### Problem to work on:
Output the first line of the listing and each line after it, up to and including the line that contains "string; votes: number;", exactly as written, minus the pictures.

....

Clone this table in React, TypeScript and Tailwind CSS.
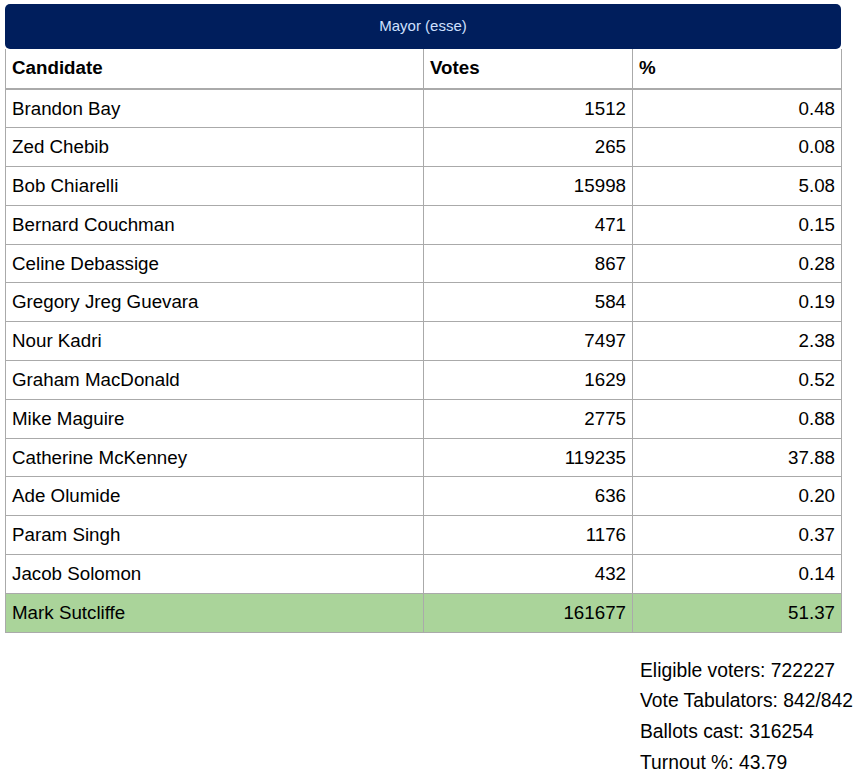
import React from "react"

type Row = { name: string; votes: number; pct: string; winner?: boolean }

const rows: Row[] = [
  { name: "Brandon Bay", votes: 1512, pct: "0.48" },
  { name: "Zed Chebib", votes: 265, pct: "0.08" },
  { name: "Bob Chiarelli", votes: 15998, pct: "5.08" },
  { name: "Bernard Couchman", votes: 471, pct: "0.15" },
  { name: "Celine Debassige", votes: 867, pct: "0.28" },
  { name: "Gregory Jreg Guevara", votes: 584, pct: "0.19" },
  { name: "Nour Kadri", votes: 7497, pct: "2.38" },
  { name: "Graham MacDonald", votes: 1629, pct: "0.52" },
  { name: "Mike Maguire", votes: 2775, pct: "0.88" },
  { name: "Catherine McKenney", votes: 119235, pct: "37.88" },
  { name: "Ade Olumide", votes: 636, pct: "0.20" },
  { name: "Param Singh", votes: 1176, pct: "0.37" },
  { name: "Jacob Solomon", votes: 432, pct: "0.14" },
  { name: "Mark Sutcliffe", votes: 161677, pct: "51.37", winner: true },
]

export default function App() {
  return (
    <div className="min-h-[773px] bg-white text-black font-['Liberation_Sans',Arial,sans-serif]">
      <div className="pt-[4px] px-[5px] w-[846px]">
        {/* title bar */}
        <div className="h-[45px] rounded-[5px] bg-[#001e5c] flex items-center justify-center text-[15px] text-[#cfe0ff]">
          Mayor (esse)
        </div>
        <table className="w-[836px] border-collapse table-fixed text-[18.75px]">
          <colgroup>
            <col className="w-[418px]" />
            <col className="w-[209px]" />
            <col className="w-[209px]" />
          </colgroup>
          <thead>
            <tr className="h-[40px]">
              <th className="border border-t-0 border-[#aaaaaa] border-b-2 text-left font-bold px-[6px]">Candidate</th>
              <th className="border border-t-0 border-[#aaaaaa] border-b-2 text-left font-bold px-[6px]">Votes</th>
              <th className="border border-t-0 border-[#aaaaaa] border-b-2 text-left font-bold px-[6px]">%</th>
            </tr>
          </thead>
          <tbody>
            {rows.map((r) => (
              <tr key={r.name} className={`h-[38.8px] ${r.winner ? "bg-[#aad49a]" : ""}`}>
                <td className="border border-[#aaaaaa] px-[6px]">{r.name}</td>
                <td className="border border-[#aaaaaa] px-[6px] text-right">{r.votes}</td>
                <td className="border border-[#aaaaaa] px-[6px] text-right">{r.pct}</td>
              </tr>
            ))}
          </tbody>
        </table>
      </div>
      <div className="mt-[23px] pl-[640px] whitespace-nowrap text-[19.3px] leading-[30.7px]">
        <div>Eligible voters: 722227</div>
        <div>Vote Tabulators: 842/842</div>
        <div>Ballots cast: 316254</div>
        <div>Turnout %: 43.79</div>
      </div>
    </div>
  )
}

....

### Expected answer:
Clone this table in React, TypeScript and Tailwind CSS.
import React from "react"

type Row = { name: string; votes: number; pct: string; winner?: boolean }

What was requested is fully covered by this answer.